Mustafa Kemal, dönüyor yanındaki ordu komutanına:
“-Paşa sizde para var mı” diyor.
“-Bir lira var, Paşam” diyor. Atatürk:
“-Ver onu bana” diyor, alıyor:
“-Üç lira oldu Muhlis” diyor. Sabahattin:
“-Beş lira lazım Kemal” diyor.“ Bul”.
“_Nereden bulacağım?” Muhlis diyor:
“-Koskoca Cumhuriyet kurdun, iki lira daha bulamıyor musun? Bul” diyor. Bunun üzerine dönüyor Atatürk, emir subayından bir lira alıyor, validen bir lira alıyor, beş lirayı tamamlıyor. Muhlis Sabahattin’e veriyor:
“-Hayırlı turneler, arkadaşlara selamlar; beyler bu şapka” deyip yoluna devam ediyor. “Yıl 1925”

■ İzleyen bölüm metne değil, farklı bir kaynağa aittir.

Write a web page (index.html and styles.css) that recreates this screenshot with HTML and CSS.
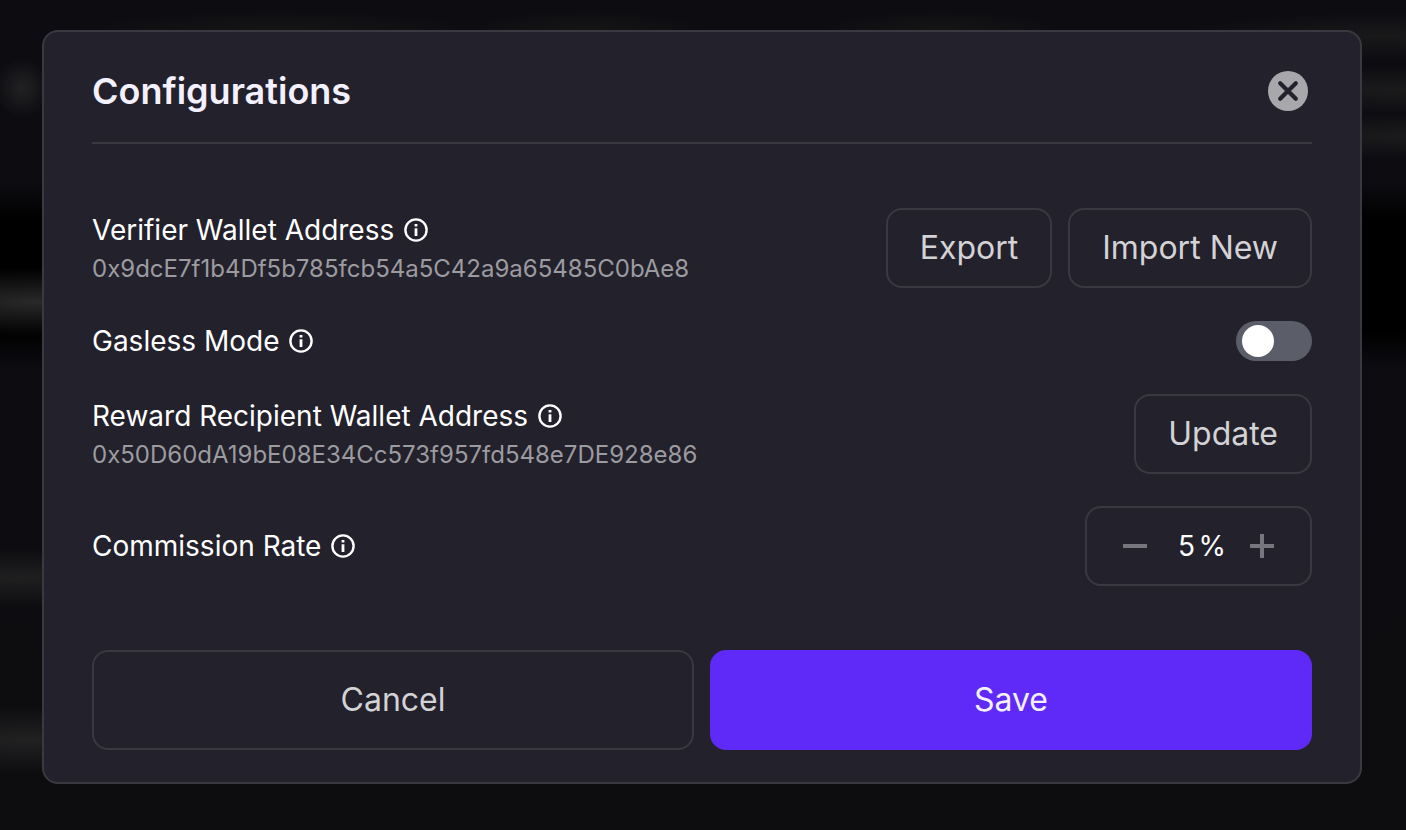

Ali Poyrazoğlu anlatımına devam ediyor: Orada şöyle bir saptama yapmak zorunda olduğumu hissediyorum. Sanata, kültüre farklı açılardan da yaklaşıldığı için bu gün, ülkenin kendisiyle ve birbiriyle barışması, sanata yaklaşılan tavırdan dolayı her yere yansıdığı için ben de diyorum ki, yani yaşam biçimlerimize, Cumhuriyete yakışır, yaşam biçimlerimize laik, uygar, demokrat yaşam biçimimize sahip çıkmak zorundayız.

Atatürk demiş ki: “Sanatsız kalmış bir ulusun hayat damarlarından birisi kopmuş demektir” yani, diyor ki “beyler bu Cumhuriyet dediğiniz çatıyı belirli temeller üzerine oturttum, onlardan en önemlisi kültürdür, sanattır, bu direklerden birisi kırılır aşağıya devrilirse, çatı tepenize çöker, haberiniz olsun” diyor.

Sanat derken sadece yazmadan, çizmeden, tiyatrodan, sinemadan, operadan baleden, bahsetmiyor. Sanatların en zorundan çağa yakışır, modern, uygar yaşama sanatından söz ediyor. Yaşam sanatlarınız tehlikeye girerse, iş çığırından çıkar” diyor. Onun arkasından da diyorum ki, kimin ne olduğunu anlamak o kadar da zor değil.

Bankaya gidiyorsun, parayı çıkarıyorsun, veriyorsun, tezgâhtakiler alıyorlar, ışığa doğru tutuyorlar, bakıyorlar para kalp mı (sahte) değil mi, diye. Para kalpsa onun içinde Atatürk resmi yok, basamıyorlar onu kalpazanlar. Bakıyorlar Atatürk var mı? Yok mu? Atatürk resmi yoksa para kalp (sahte), bozuk.

Bazı adamların da ne mal olduğunu anlamak için alıp şöyle kaldırıp bir ışığa tutacaksın, içinden Atatürk geçiyor mu? Geçmiyor mu?